Pantoro reported March quarter production of 17,757 ounces and EBITDA of $88.4 million, but output was pressured by Cyclone Mitchell flooding, contractor transitions, and other operational disruptions. The company remains debt-free with $250.3 million in cash and gold, maintained FY2026 guidance of 86,000-92,000 ounces, and continued its $4 million buyback program. Strong drilling results and new development at Scotia, Mainfield, and Gladstone support a constructive longer-term outlook despite near-term production headwinds.

Analysis

The market is treating this as an operational miss, but the more important signal is balance-sheet optionality: a self-funded miner with no debt can absorb a quarter of weather/transition noise and still keep capital allocation intact. That makes the equity less about near-term ounce delivery and more about how quickly management converts a disrupted cost base into a higher-grade feed mix; the buyback at levels above the current tape is a strong internal valuation anchor, and likely softens downside on further weakness.

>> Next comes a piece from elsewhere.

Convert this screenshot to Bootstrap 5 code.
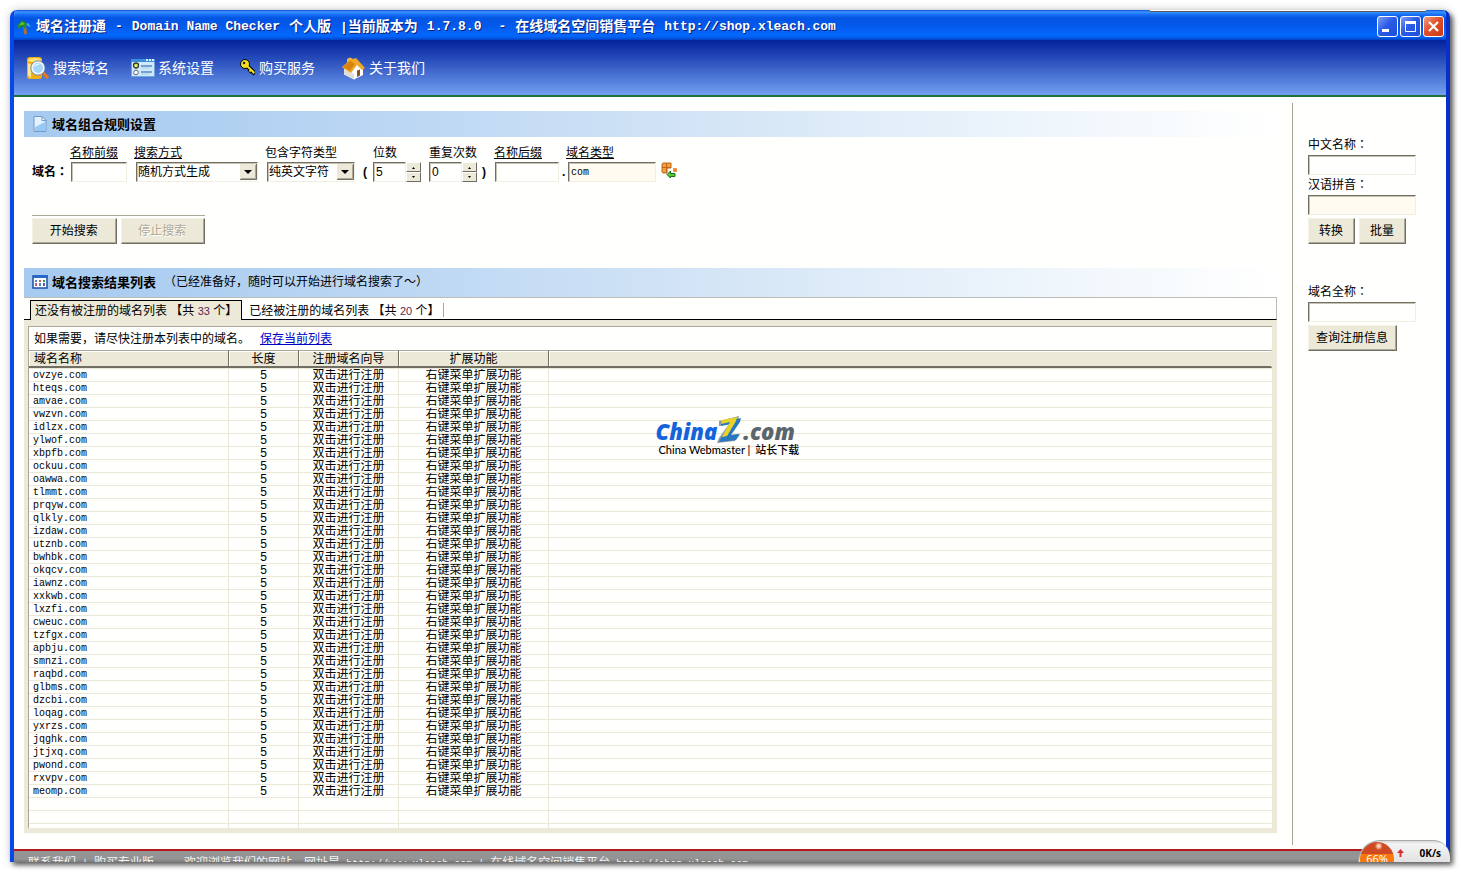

The key second-order effect is that the current production hiccup may actually improve medium-term margins if it forces faster displacement of lower-grade stockpile feed with underground and third-party high-grade ore. If the Mainfield and Rama contributions arrive on schedule, the company’s realized margin profile can expand even if headline ounces only recover gradually; in other words, the stock may be underappreciating a potential mix shift rather than waiting for a volume rebound. The risk is execution slippage across multiple moving parts at once — contractor changeover, weather normalization, and pit/underground ramp timing — which can keep sentiment depressed for another 1-2 quarters even if fundamentals are intact. The contrarian view is that investors are extrapolating a one-off weather shock into a chronic production issue while ignoring the embedded free-option value of the exploration success. The high-grade intercepts and near-surface access points matter because they shorten payback on incremental capital; in a gold price environment that is less about runaway upside and more about range-bound support, resource conversion and mill-feed quality become the real drivers of rerating. The market may also be underestimating how quickly cash returns can resume once the ramp de-risks, since an asset with no leverage and recurring buybacks can re-rate sharply when operational confidence returns.